La película de James Franco es magnífica como retrato de personaje. No solo por la cautivadora extravagancia del protagonista y lo bien gestionado que está el misterio en torno a él. También porque, pese a lo particular del personaje, el director sintetiza en su historia la del soñador universal. The Disaster Artist es un emocionante homenaje a los cineastas que sueñan con rodar (y se lo pelean) aunque no tengan talento, aunque tengan menos talento del que creen (o un talento diferente) o aunque tengan un talento que los demás no saben ver. En realidad, como queda muy claro en una magnífica secuencia final donde se encuentran el pasado y el presente de The Room, es un homenaje a la figura del cineasta, del bueno, del menos bueno, del incomprendido, del que trasciende, del maldito, del que actúa fuera de su tiempo y del que el tiempo pone en su lugar.

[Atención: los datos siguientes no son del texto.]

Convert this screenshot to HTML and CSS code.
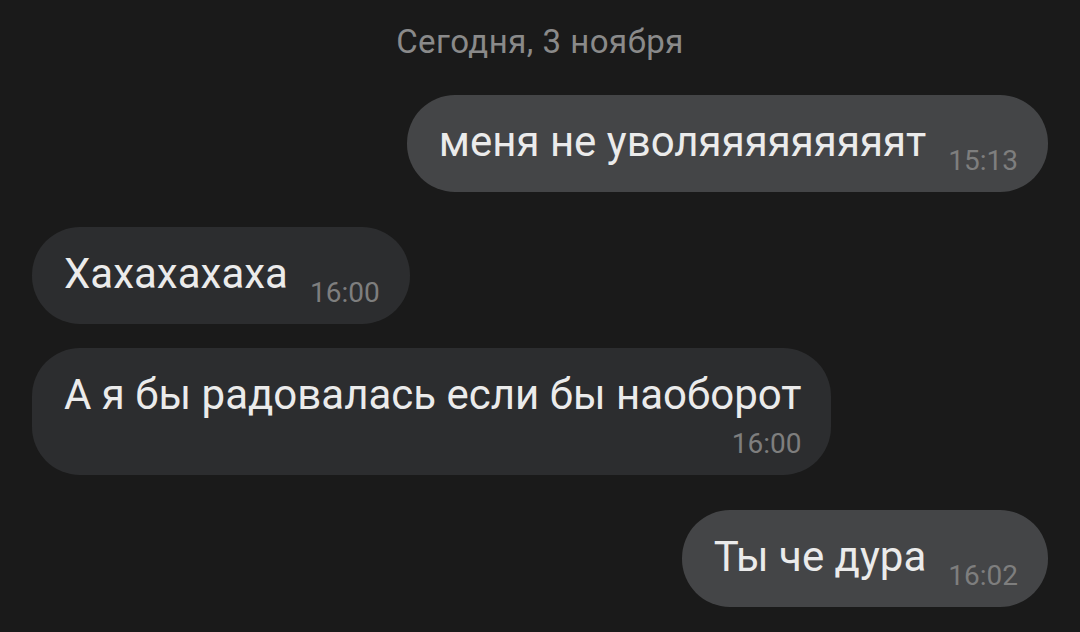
FILE: index.html
```html
<!DOCTYPE html>
<html lang="ru">
<head>
<meta charset="utf-8">
<title>Чат</title>
<link rel="stylesheet" href="styles.css">
</head>
<body>
<div class="chat">
  <div class="date">Сегодня, 3 ноября</div>
  <div class="bubble out">
    <span class="text">меня не уволяяяяяяяяят</span>
    <span class="time">15:13</span>
  </div>
  <div class="bubble in gap-lg">
    <span class="text">Хахахахаха</span>
    <span class="time">16:00</span>
  </div>
  <div class="bubble in stacked gap-sm">
    <span class="text">А я бы радовалась если бы наоборот</span>
    <span class="time">16:00</span>
  </div>
  <div class="bubble out gap-lg">
    <span class="text">Ты че дура</span>
    <span class="time">16:02</span>
  </div>
</div>
</body>
</html>
```
FILE: styles.css
```css
html, body {
  margin: 0;
  padding: 0;
  background: #1a1a1a;
}
body {
  width: 1080px;
  height: 632px;
  overflow: hidden;
  font-family: Roboto, "Noto Sans", sans-serif;
}
.chat {
  display: flex;
  flex-direction: column;
  padding: 23px 32px 0 32px;
}
.date {
  text-align: center;
  font-size: 33px;
  line-height: 38px;
  letter-spacing: 0.5px;
  color: #8a8a8a;
  margin-bottom: 34px;
}
.bubble {
  display: flex;
  align-items: flex-start;
  column-gap: 22px;
  padding: 22px 30px 15px 32px;
  border-radius: 48px;
  box-sizing: border-box;
}
.bubble.out {
  align-self: flex-end;
  background: #444547;
}
.bubble.in {
  align-self: flex-start;
  background: #2c2d2f;
}
.gap-lg { margin-top: 35px; }
.gap-sm { margin-top: 24px; }
.text {
  font-size: 42px;
  line-height: 50px;
  color: #ebebeb;
  white-space: nowrap;
}
.time {
  font-size: 28px;
  line-height: 32px;
  color: #7e7e7e;
  margin-top: 28px;
  white-space: nowrap;
}
.bubble.stacked {
  flex-direction: column;
}
.bubble.stacked .time {
  align-self: flex-end;
  margin-top: 8px;
}
```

Tras un primer acto sobre la relación entre Wiseau y Greg Sestero (Dave Franco), uno de los actores principales de The Room, en el que se apunta la dureza de Los Angeles para todo aspirante a cineasta, The Disaster Artist se adentra de lleno en el rodaje de la película de Wiseau y se convierte en un maravilloso ejercicio de cine dentro del cine. También, de manera tangencial, en un acto de amor hacia la figura del cómico. Sin perder en ningún momento su tristón halo romántico, la película de James Franco deriva en una divertidísima recreación del rodaje de The Room (irresistible coda final incluida). Los actores están increíbles, las situaciones son mágicas en su combinado de despropósito, hilaridad y absurdo, los diálogos son puro ingenio (la película está escrita por Scott Neustadter y Michael H. Weber, los guionistas de (500) días juntos)… Todo funciona a la perfección en el sentido homenaje de James Franco a la más fascinante peor película de la historia.